- _BRIEF_
Retype the material word for word.

++++

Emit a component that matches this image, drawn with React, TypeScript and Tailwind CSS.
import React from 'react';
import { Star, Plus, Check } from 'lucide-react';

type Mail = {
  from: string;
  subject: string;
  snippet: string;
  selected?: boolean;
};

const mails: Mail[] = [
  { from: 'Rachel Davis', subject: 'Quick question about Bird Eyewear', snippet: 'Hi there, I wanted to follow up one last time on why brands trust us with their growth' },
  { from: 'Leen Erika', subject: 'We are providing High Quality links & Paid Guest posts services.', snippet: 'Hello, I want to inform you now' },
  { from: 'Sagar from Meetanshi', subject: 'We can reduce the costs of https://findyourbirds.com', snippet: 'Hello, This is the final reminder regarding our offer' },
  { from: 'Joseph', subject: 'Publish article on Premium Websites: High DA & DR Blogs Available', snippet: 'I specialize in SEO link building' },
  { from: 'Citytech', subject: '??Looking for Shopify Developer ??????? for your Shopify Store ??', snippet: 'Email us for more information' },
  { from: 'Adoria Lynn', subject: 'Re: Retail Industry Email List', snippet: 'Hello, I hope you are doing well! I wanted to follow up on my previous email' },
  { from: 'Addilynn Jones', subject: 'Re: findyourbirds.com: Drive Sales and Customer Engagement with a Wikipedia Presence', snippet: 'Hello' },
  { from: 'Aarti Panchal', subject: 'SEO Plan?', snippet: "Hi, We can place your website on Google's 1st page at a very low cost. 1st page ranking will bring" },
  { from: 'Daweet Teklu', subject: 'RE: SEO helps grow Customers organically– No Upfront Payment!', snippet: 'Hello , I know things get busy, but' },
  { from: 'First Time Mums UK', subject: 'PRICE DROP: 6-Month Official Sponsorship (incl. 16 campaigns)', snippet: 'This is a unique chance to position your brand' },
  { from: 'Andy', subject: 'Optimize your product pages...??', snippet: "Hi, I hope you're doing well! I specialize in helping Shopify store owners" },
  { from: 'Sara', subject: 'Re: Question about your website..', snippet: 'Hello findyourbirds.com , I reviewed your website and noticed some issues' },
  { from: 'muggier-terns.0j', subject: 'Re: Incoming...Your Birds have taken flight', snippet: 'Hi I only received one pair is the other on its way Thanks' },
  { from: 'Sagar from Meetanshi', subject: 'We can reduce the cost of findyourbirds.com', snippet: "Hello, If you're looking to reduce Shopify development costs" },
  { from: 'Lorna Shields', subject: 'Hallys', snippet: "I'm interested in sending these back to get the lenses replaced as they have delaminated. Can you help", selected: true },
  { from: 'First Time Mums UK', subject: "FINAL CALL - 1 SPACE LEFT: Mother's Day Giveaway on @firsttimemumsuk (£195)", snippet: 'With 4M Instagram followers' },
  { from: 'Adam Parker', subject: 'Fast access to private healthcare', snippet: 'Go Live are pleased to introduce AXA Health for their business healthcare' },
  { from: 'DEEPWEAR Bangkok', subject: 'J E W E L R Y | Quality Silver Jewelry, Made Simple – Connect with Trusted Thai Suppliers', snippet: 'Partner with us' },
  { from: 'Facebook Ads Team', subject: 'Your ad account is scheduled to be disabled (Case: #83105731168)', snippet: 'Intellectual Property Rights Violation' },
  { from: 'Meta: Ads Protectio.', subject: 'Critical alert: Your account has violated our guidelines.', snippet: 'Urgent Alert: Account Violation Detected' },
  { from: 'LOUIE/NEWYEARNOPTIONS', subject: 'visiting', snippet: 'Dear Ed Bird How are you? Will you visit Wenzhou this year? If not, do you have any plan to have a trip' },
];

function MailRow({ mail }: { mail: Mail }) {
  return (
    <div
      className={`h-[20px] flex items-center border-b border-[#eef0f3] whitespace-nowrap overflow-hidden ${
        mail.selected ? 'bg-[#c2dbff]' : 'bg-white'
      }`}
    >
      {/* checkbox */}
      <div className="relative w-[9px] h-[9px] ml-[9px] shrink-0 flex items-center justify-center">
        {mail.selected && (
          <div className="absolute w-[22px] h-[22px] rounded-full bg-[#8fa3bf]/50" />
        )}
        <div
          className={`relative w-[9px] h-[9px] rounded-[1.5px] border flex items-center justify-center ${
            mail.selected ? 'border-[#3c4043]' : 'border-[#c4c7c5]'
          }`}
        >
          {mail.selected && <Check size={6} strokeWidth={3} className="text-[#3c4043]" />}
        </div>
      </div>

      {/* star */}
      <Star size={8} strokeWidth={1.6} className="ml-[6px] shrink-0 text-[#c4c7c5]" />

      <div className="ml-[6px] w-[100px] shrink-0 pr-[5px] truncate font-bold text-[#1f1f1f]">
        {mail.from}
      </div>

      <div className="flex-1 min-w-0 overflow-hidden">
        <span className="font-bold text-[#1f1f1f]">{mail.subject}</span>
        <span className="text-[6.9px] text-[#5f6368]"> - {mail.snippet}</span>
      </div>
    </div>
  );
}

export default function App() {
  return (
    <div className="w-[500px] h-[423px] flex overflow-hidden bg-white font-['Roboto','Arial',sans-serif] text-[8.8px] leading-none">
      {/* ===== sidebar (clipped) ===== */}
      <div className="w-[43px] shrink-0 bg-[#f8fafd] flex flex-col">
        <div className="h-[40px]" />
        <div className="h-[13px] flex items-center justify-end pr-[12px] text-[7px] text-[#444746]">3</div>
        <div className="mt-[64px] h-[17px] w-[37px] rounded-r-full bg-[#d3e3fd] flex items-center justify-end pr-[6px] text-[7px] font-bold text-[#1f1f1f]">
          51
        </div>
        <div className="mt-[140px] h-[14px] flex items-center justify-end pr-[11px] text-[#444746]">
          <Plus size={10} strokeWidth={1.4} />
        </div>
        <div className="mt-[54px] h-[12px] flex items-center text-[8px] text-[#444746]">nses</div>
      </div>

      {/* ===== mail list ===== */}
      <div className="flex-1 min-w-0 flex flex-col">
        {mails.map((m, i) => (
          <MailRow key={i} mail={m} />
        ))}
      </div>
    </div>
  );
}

++++

- _TASK RESPONSE_
Emit a component that matches this image, drawn with React, TypeScript and Tailwind CSS.
import React from 'react';
import { Star, Plus, Check } from 'lucide-react';

type Mail = {
  from: string;
  subject: string;
  snippet: string;
  selected?: boolean;
};

const mails: Mail[] = [
  { from: 'Rachel Davis', subject: 'Quick question about Bird Eyewear', snippet: 'Hi there, I wanted to follow up one last time on why brands trust us with their growth' },
  { from: 'Leen Erika', subject: 'We are providing High Quality links & Paid Guest posts services.', snippet: 'Hello, I want to inform you now' },
  { from: 'Sagar from Meetanshi', subject: 'We can reduce the costs of https://findyourbirds.com', snippet: 'Hello, This is the final reminder regarding our offer' },
  { from: 'Joseph', subject: 'Publish article on Premium Websites: High DA & DR Blogs Available', snippet: 'I specialize in SEO link building' },
  { from: 'Citytech', subject: '??Looking for Shopify Developer ??????? for your Shopify Store ??', snippet: 'Email us for more information' },
  { from: 'Adoria Lynn', subject: 'Re: Retail Industry Email List', snippet: 'Hello, I hope you are doing well! I wanted to follow up on my previous email' },
  { from: 'Addilynn Jones', subject: 'Re: findyourbirds.com: Drive Sales and Customer Engagement with a Wikipedia Presence', snippet: 'Hello' },
  { from: 'Aarti Panchal', subject: 'SEO Plan?', snippet: "Hi, We can place your website on Google's 1st page at a very low cost. 1st page ranking will bring" },
  { from: 'Daweet Teklu', subject: 'RE: SEO helps grow Customers organically– No Upfront Payment!', snippet: 'Hello , I know things get busy, but' },
  { from: 'First Time Mums UK', subject: 'PRICE DROP: 6-Month Official Sponsorship (incl. 16 campaigns)', snippet: 'This is a unique chance to position your brand' },
  { from: 'Andy', subject: 'Optimize your product pages...??', snippet: "Hi, I hope you're doing well! I specialize in helping Shopify store owners" },
  { from: 'Sara', subject: 'Re: Question about your website..', snippet: 'Hello findyourbirds.com , I reviewed your website and noticed some issues' },
  { from: 'muggier-terns.0j', subject: 'Re: Incoming...Your Birds have taken flight', snippet: 'Hi I only received one pair is the other on its way Thanks' },
  { from: 'Sagar from Meetanshi', subject: 'We can reduce the cost of findyourbirds.com', snippet: "Hello, If you're looking to reduce Shopify development costs" },
  { from: 'Lorna Shields', subject: 'Hallys', snippet: "I'm interested in sending these back to get the lenses replaced as they have delaminated. Can you help", selected: true },
  { from: 'First Time Mums UK', subject: "FINAL CALL - 1 SPACE LEFT: Mother's Day Giveaway on @firsttimemumsuk (£195)", snippet: 'With 4M Instagram followers' },
  { from: 'Adam Parker', subject: 'Fast access to private healthcare', snippet: 'Go Live are pleased to introduce AXA Health for their business healthcare' },
  { from: 'DEEPWEAR Bangkok', subject: 'J E W E L R Y | Quality Silver Jewelry, Made Simple – Connect with Trusted Thai Suppliers', snippet: 'Partner with us' },
  { from: 'Facebook Ads Team', subject: 'Your ad account is scheduled to be disabled (Case: #83105731168)', snippet: 'Intellectual Property Rights Violation' },
  { from: 'Meta: Ads Protectio.', subject: 'Critical alert: Your account has violated our guidelines.', snippet: 'Urgent Alert: Account Violation Detected' },
  { from: 'LOUIE/NEWYEARNOPTIONS', subject: 'visiting', snippet: 'Dear Ed Bird How are you? Will you visit Wenzhou this year? If not, do you have any plan to have a trip' },
];

function MailRow({ mail }: { mail: Mail }) {
  return (
    <div
      className={`h-[20px] flex items-center border-b border-[#eef0f3] whitespace-nowrap overflow-hidden ${
        mail.selected ? 'bg-[#c2dbff]' : 'bg-white'
      }`}
    >
      {/* checkbox */}
      <div className="relative w-[9px] h-[9px] ml-[9px] shrink-0 flex items-center justify-center">
        {mail.selected && (
          <div className="absolute w-[22px] h-[22px] rounded-full bg-[#8fa3bf]/50" />
        )}
        <div
          className={`relative w-[9px] h-[9px] rounded-[1.5px] border flex items-center justify-center ${
            mail.selected ? 'border-[#3c4043]' : 'border-[#c4c7c5]'
          }`}
        >
          {mail.selected && <Check size={6} strokeWidth={3} className="text-[#3c4043]" />}
        </div>
      </div>

      {/* star */}
      <Star size={8} strokeWidth={1.6} className="ml-[6px] shrink-0 text-[#c4c7c5]" />

      <div className="ml-[6px] w-[100px] shrink-0 pr-[5px] truncate font-bold text-[#1f1f1f]">
        {mail.from}
      </div>

      <div className="flex-1 min-w-0 overflow-hidden">
        <span className="font-bold text-[#1f1f1f]">{mail.subject}</span>
        <span className="text-[6.9px] text-[#5f6368]"> - {mail.snippet}</span>
      </div>
    </div>
  );
}

export default function App() {
  return (
    <div className="w-[500px] h-[423px] flex overflow-hidden bg-white font-['Roboto','Arial',sans-serif] text-[8.8px] leading-none">
      {/* ===== sidebar (clipped) ===== */}
      <div className="w-[43px] shrink-0 bg-[#f8fafd] flex flex-col">
        <div className="h-[40px]" />
        <div className="h-[13px] flex items-center justify-end pr-[12px] text-[7px] text-[#444746]">3</div>
        <div className="mt-[64px] h-[17px] w-[37px] rounded-r-full bg-[#d3e3fd] flex items-center justify-end pr-[6px] text-[7px] font-bold text-[#1f1f1f]">
          51
        </div>
        <div className="mt-[140px] h-[14px] flex items-center justify-end pr-[11px] text-[#444746]">
          <Plus size={10} strokeWidth={1.4} />
        </div>
        <div className="mt-[54px] h-[12px] flex items-center text-[8px] text-[#444746]">nses</div>
      </div>

      {/* ===== mail list ===== */}
      <div className="flex-1 min-w-0 flex flex-col">
        {mails.map((m, i) => (
          <MailRow key={i} mail={m} />
        ))}
      </div>
    </div>
  );
}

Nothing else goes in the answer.